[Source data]
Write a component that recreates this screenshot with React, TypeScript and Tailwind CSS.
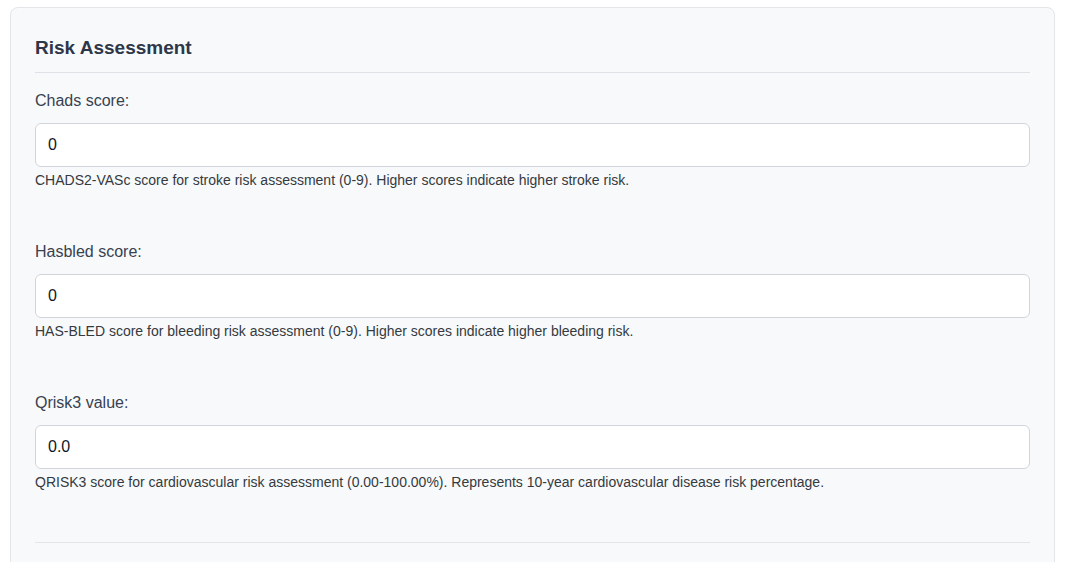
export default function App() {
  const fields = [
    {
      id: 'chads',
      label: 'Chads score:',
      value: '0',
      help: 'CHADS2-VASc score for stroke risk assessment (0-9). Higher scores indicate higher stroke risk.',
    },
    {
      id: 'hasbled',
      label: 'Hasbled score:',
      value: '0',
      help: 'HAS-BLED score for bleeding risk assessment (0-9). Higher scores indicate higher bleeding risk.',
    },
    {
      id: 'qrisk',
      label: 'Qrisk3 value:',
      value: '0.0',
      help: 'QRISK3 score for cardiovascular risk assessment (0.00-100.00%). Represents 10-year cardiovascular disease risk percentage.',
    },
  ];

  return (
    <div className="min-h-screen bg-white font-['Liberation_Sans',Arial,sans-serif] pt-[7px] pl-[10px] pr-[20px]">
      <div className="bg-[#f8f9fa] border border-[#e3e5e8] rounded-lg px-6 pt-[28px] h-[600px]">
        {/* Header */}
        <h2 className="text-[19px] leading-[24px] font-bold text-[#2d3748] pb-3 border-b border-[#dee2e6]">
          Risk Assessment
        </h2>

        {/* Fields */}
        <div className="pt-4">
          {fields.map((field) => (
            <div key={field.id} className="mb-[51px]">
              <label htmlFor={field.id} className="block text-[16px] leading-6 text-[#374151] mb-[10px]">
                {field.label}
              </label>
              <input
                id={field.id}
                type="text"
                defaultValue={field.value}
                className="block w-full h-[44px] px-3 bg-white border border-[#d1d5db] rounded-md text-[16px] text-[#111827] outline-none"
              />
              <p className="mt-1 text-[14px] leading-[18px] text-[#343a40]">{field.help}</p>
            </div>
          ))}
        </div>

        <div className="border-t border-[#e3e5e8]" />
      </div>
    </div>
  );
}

* * *

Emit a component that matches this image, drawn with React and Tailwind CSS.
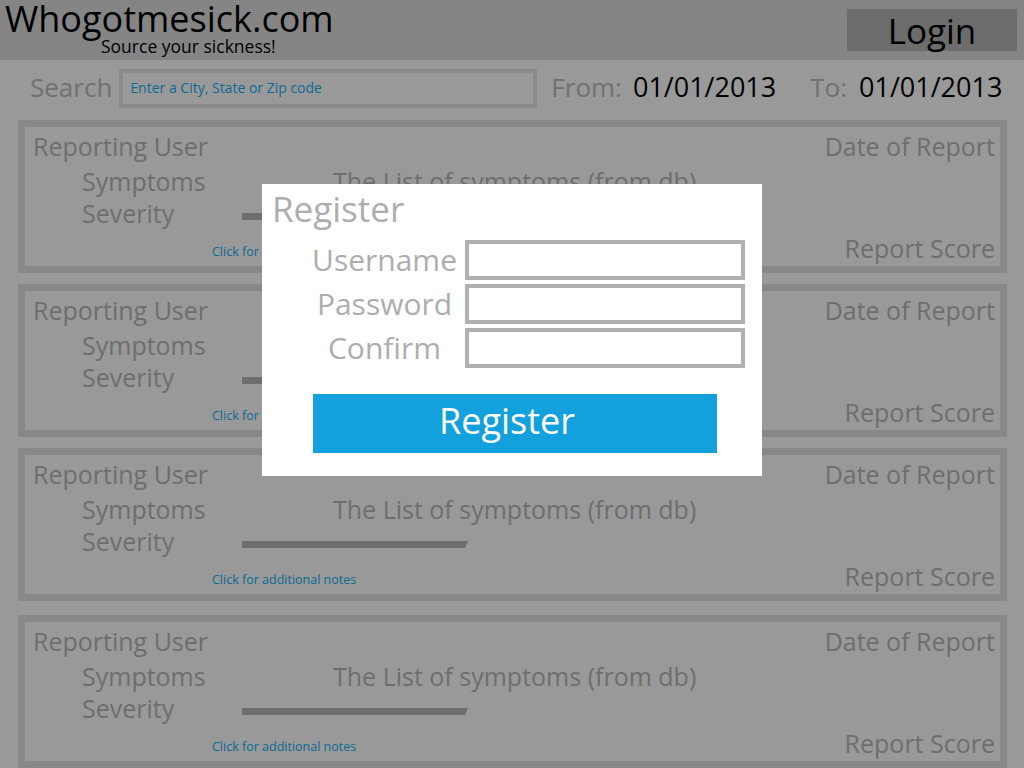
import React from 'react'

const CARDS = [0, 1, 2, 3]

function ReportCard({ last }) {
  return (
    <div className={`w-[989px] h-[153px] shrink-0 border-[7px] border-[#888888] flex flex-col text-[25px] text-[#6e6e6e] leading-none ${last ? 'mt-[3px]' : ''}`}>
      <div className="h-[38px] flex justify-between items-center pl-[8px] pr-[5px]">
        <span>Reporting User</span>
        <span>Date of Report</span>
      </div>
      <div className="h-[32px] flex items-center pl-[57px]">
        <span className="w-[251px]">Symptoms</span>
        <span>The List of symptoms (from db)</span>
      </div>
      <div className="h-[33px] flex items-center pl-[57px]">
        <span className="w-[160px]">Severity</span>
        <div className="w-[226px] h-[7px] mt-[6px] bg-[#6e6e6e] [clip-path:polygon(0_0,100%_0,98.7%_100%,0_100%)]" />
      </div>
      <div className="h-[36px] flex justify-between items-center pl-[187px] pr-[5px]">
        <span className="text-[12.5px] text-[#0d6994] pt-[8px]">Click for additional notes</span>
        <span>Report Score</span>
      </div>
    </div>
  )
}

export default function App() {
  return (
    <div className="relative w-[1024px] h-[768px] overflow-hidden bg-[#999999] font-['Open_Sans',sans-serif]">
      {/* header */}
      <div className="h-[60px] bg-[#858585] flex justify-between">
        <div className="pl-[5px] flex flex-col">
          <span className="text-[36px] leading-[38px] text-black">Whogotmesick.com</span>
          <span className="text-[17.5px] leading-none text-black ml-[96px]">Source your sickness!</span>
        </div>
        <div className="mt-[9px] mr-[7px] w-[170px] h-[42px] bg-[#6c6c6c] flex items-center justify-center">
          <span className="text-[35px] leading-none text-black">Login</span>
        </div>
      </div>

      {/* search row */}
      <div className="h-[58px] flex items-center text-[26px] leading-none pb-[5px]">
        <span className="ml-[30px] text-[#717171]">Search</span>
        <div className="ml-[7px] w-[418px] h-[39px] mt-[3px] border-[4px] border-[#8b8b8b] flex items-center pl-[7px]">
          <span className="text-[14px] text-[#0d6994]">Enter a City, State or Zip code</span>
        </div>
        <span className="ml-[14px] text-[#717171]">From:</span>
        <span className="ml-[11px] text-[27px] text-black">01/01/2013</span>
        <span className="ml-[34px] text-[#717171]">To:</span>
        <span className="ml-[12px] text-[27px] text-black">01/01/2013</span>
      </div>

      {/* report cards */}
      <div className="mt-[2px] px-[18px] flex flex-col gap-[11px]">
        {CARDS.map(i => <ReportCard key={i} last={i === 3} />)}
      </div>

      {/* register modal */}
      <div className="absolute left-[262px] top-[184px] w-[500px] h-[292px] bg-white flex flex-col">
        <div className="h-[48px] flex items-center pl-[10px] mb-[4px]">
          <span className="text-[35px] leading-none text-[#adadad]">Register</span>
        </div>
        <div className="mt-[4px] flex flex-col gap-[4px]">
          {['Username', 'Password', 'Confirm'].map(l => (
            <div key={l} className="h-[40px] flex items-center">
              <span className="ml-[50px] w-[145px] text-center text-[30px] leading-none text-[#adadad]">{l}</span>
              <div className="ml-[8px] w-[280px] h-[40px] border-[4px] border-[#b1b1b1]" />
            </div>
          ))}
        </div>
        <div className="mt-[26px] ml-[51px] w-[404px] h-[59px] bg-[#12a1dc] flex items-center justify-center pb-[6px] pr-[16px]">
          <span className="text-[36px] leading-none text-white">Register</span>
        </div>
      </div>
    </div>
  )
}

...

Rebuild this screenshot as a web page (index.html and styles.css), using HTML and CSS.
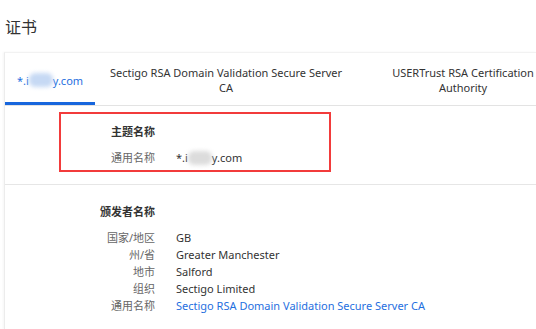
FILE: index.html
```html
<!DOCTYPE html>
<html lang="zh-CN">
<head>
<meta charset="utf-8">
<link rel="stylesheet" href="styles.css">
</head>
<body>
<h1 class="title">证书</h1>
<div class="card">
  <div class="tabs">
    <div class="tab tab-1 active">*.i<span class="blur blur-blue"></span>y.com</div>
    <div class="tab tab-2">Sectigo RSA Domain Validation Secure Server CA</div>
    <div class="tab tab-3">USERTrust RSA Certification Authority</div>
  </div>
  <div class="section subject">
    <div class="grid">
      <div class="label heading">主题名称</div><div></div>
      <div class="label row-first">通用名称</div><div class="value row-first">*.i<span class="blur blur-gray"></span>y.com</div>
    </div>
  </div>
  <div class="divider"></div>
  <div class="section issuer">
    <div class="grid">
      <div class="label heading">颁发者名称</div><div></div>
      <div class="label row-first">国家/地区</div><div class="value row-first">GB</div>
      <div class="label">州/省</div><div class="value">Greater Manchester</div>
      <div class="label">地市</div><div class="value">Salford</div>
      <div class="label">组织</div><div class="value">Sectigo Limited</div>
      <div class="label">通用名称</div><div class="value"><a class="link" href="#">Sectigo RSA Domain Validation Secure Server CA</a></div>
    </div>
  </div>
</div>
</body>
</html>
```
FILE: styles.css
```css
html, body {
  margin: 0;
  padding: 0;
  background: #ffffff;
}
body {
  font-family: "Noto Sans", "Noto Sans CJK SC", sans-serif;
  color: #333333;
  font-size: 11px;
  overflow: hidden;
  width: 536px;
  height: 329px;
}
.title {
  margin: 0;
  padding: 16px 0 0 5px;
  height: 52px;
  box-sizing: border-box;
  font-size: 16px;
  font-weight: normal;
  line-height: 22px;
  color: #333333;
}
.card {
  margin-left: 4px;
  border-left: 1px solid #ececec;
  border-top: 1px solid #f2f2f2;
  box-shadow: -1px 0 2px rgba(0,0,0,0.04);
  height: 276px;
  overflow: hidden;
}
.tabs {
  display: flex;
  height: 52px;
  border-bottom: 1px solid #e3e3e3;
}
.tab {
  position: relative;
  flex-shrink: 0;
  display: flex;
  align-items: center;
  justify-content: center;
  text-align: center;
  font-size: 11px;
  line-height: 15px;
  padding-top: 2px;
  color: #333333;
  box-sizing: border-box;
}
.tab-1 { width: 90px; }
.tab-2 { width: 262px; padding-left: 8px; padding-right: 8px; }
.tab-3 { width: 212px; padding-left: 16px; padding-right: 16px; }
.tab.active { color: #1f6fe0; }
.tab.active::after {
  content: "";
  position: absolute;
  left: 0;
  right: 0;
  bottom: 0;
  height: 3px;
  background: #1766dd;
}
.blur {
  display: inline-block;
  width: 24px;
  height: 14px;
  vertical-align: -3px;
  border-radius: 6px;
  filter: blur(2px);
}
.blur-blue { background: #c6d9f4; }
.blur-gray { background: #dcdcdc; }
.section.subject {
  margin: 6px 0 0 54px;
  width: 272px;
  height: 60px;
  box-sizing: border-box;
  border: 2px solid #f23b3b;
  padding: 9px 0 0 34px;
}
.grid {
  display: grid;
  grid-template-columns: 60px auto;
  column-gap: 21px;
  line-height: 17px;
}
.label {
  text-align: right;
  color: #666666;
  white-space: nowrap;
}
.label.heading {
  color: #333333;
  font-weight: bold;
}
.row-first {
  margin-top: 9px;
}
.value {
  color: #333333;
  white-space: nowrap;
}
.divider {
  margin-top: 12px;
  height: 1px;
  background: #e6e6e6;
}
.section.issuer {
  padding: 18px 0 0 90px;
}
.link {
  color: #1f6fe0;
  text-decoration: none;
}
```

* WHAT YOU SHOULD DO *
Extract from the material above the stretch running from the line containing "Emit a component" through the line containing "const CARDS = [0, 1, 2, 3]". Keep the text exact and the pictures out.

* TASK RESULT *
Emit a component that matches this image, drawn with React and Tailwind CSS.
import React from 'react'

const CARDS = [0, 1, 2, 3]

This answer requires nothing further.